These are the key concepts you need to understand to accurately answer the question.

Nested Loops
Understanding nested loops is fundamental in analyzing how certain algorithms behave, especially when it comes to their running time. In essence, a nested loop occurs when one loop runs inside another. The outer loop triggers a new iteration of the inner loop each time through. As a simple example, if the outer loop runs 3 times, and the inner loop runs 3 times for each outer loop iteration, the overall number of iterations becomes 3 multiplied by 3, which is 9.

In the provided exercise, we have an outer 'for' loop and inside it, a 'while' loop. The particularity of the inner loop is its halving mechanism, which will cause it to have a logarithmic number of iterations relative to its starting value. This is different from a typical inner loop that might have a linear number of iterations. As a result, the time complexity will not be as simple as multiplying the two numbers of iterations, but will instead involve understanding the effects of operations inside the loop.
Algorithm Analysis
Algorithm analysis allows us to predict the resources that an algorithm requires. Mostly, we look at time (how long does it take to run?) and space (how much memory does it use?). However, time complexity tends to be the focus for many algorithms since efficient time usage often translates to improved performance.

Time complexity is usually expressed as a function of the size of the input, denoted as 'n'. When we analyze the time complexity of an algorithm, we're often interested in its growth rate as 'n' increases rather than its exact running time, which is why we use Big O notation to articulate our findings. In the nested loops from our exercise, we dissect each loop's performance and then consider how they interact together to understand the overall time complexity of the algorithm.
Big O Notation
Big O notation is the language we use to describe the complexity of an algorithm. It gives a high-level understanding of the running time or space requirement in relation to the size of the input data. It doesn't care about precision — only about what ultimately dominates the growth of the resource requirement.

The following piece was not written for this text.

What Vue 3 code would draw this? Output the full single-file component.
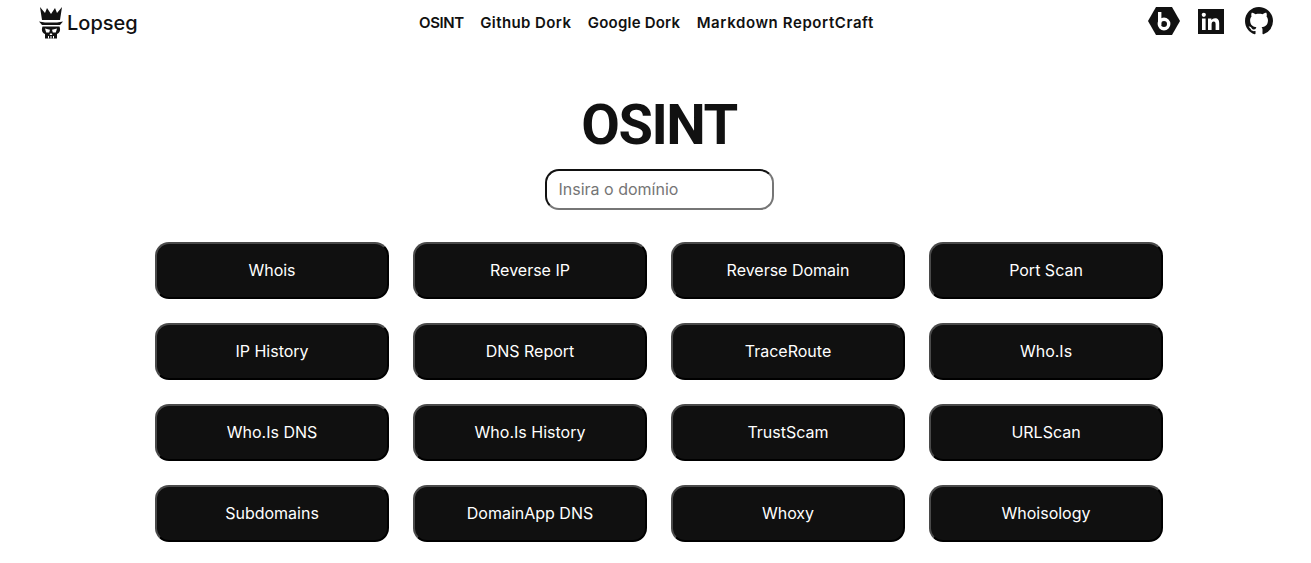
<script setup>
const links = ['OSINT', 'Github Dork', 'Google Dork', 'Markdown ReportCraft']
const tools = [
  'Whois', 'Reverse IP', 'Reverse Domain', 'Port Scan',
  'IP History', 'DNS Report', 'TraceRoute', 'Who.Is',
  'Who.Is DNS', 'Who.Is History', 'TrustScam', 'URLScan',
  'Subdomains', 'DomainApp DNS', 'Whoxy', 'Whoisology'
]
</script>

<template>
  <div class="page">
    <header class="nav">
      <a class="brand">
        <svg class="skull" viewBox="0 0 24 32" width="24" height="32">
          <path fill="#111" d="M1 0l5 6 2-5 4 6 4-6 2 5 5-6-2 13H3z" />
          <path fill="#111" d="M0 14.5l6 1h12l6-1-3 3.5H3z" />
          <path fill="#111" d="M3.500 19.500h17c1.200 3.400.6 6.200-2.500 7.500v4.500H6V27c-3.100-1.300-3.700-4.100-2.500-7.500z" />
          <path fill="#fff" d="M6 21.500l5 1.200-.8 2.800H7.200zM18 21.500l-5 1.200.8 2.800h3z" />
          <path fill="#fff" d="M11.200 26.500h1.600l.6 1.500h-2.800zM9 29h1v2.500H9zM11.500 29h1v2.500h-1zM14 29h1v2.500h-1z" />
        </svg>
        <span>Lopseg</span>
      </a>
      <nav class="links">
        <a v-for="l in links" :key="l">{{ l }}</a>
      </nav>
      <div class="socials">
        <svg viewBox="0 0 32 28" width="32" height="28">
          <path fill="#111" d="M8 0h16l8 14-8 14H8L0 14z" />
          <path fill="none" stroke="#fff" stroke-width="3.400" d="M11.700 5v13" />
          <circle cx="16" cy="17" r="4.700" fill="none" stroke="#fff" stroke-width="3.400" />
        </svg>
        <svg class="linkedin" viewBox="0 0 26 25" width="26" height="25">
          <rect width="26" height="25" fill="#111" />
          <rect x="4" y="9.500" width="3.600" height="11.500" fill="#fff" />
          <circle cx="5.800" cy="5.800" r="2.100" fill="#fff" />
          <path fill="#fff" d="M10 9.500h3.400v1.600c.7-1.100 2-1.900 3.600-1.900 3.100 0 4.200 2 4.200 5V21h-3.600v-5.800c0-1.500-.4-2.800-1.900-2.800s-2.100 1.200-2.100 2.800V21H10z" />
        </svg>
        <svg viewBox="0 0 16 16" width="28" height="28">
          <path fill="#111" d="M8 0C3.58 0 0 3.58 0 8c0 3.54 2.29 6.53 5.47 7.59.4.07.55-.17.55-.38 0-.19-.01-.82-.01-1.49-2.01.37-2.53-.49-2.69-.94-.09-.23-.48-.94-.82-1.13-.28-.15-.68-.52-.01-.53.63-.01 1.08.58 1.23.82.72 1.21 1.87.87 2.33.66.07-.52.28-.87.51-1.07-1.78-.2-3.64-.89-3.64-3.95 0-.87.31-1.59.82-2.15-.08-.2-.36-1.02.08-2.12 0 0 .67-.21 2.2.82.64-.18 1.32-.27 2-.27.68 0 1.36.09 2 .27 1.53-1.04 2.2-.82 2.2-.82.44 1.1.16 1.92.08 2.12.51.56.82 1.27.82 2.15 0 3.07-1.87 3.75-3.65 3.95.29.25.54.73.54 1.48 0 1.07-.01 1.93-.01 2.2 0 .21.15.46.55.38A8.013 8.013 0 0016 8c0-4.420-3.580-8-8-8z" />
        </svg>
      </div>
    </header>
    <main class="main">
      <h1>OSINT</h1>
      <input class="domain" type="text" placeholder="Insira o domínio" />
      <div class="grid">
        <button v-for="t in tools" :key="t" type="button">{{ t }}</button>
      </div>
    </main>
  </div>
</template>

<style scoped>
.page {
  width: 1311px;
  height: 563px;
  overflow: hidden;
  background: #fff;
  color: #111;
  font-family: Inter, "Liberation Sans", sans-serif;
}
.nav {
  display: flex;
  align-items: center;
  height: 45px;
  padding: 0 38px 0 39px;
}
.brand {
  display: flex;
  align-items: center;
  gap: 4px;
  width: 380px;
  font-size: 20px;
  font-weight: 500;
}
.skull { flex: none; }
.links {
  display: flex;
  gap: 16.5px;
  font-size: 15px;
  font-weight: 600;
  letter-spacing: 0.4px;
}
.links a:nth-child(1) { letter-spacing: -0.4px; }
.links a:nth-child(3) { letter-spacing: 0.2px; }
.links a:nth-child(4) { letter-spacing: 0.6px; }
.socials {
  display: flex;
  align-items: center;
  gap: 18px;
  margin-left: auto;
  margin-top: -3px;
}
.linkedin { margin-right: 3px; }
.main {
  display: flex;
  flex-direction: column;
  align-items: center;
  padding-left: 7px;
}
h1 {
  margin: 48px 0 0;
  font-family: Roboto, "Liberation Sans", sans-serif;
  font-size: 56px;
  line-height: 64px;
  font-weight: 700;
  letter-spacing: -1.5px;
}
.domain {
  box-sizing: border-box;
  width: 229px;
  height: 41px;
  margin-top: 12px;
  padding: 0 12px 1px;
  border: 2px solid;
  border-color: #111 #767676 #767676 #111;
  border-radius: 14px;
  outline: none;
  font: 400 16px Inter, "Liberation Sans", sans-serif;
  background: #fff;
}
.domain::placeholder { color: #757575; }
.grid {
  display: grid;
  grid-template-columns: repeat(4, 234px);
  gap: 24px;
  margin-top: 32px;
}
button {
  box-sizing: border-box;
  height: 57px;
  padding: 0 0 2px;
  border: 2px outset #4a4a4a;
  border-radius: 14px;
  background: #101010;
  color: #fff;
  font: 400 16px Inter, "Liberation Sans", sans-serif;
}
</style>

Terms like 'O(n)', 'O(log n)', and 'O(n log n)' describe linear, logarithmic, and linearithmic complexities respectively. A linear complexity, denoted as 'O(n)', increases proportionally with the size of the input. Logarithmic complexity, 'O(log n)', suggests that the running time increases logarithmically relative to the input size—meaning it grows much slower compared to linear complexity. Linearithmic, 'O(n log n)', combines both linear and logarithmic growth, which suggests a multiplicative relationship between them, as seen in our exercise's nested loop analysis, where the inner loop's halving process introduces logarithmic behavior.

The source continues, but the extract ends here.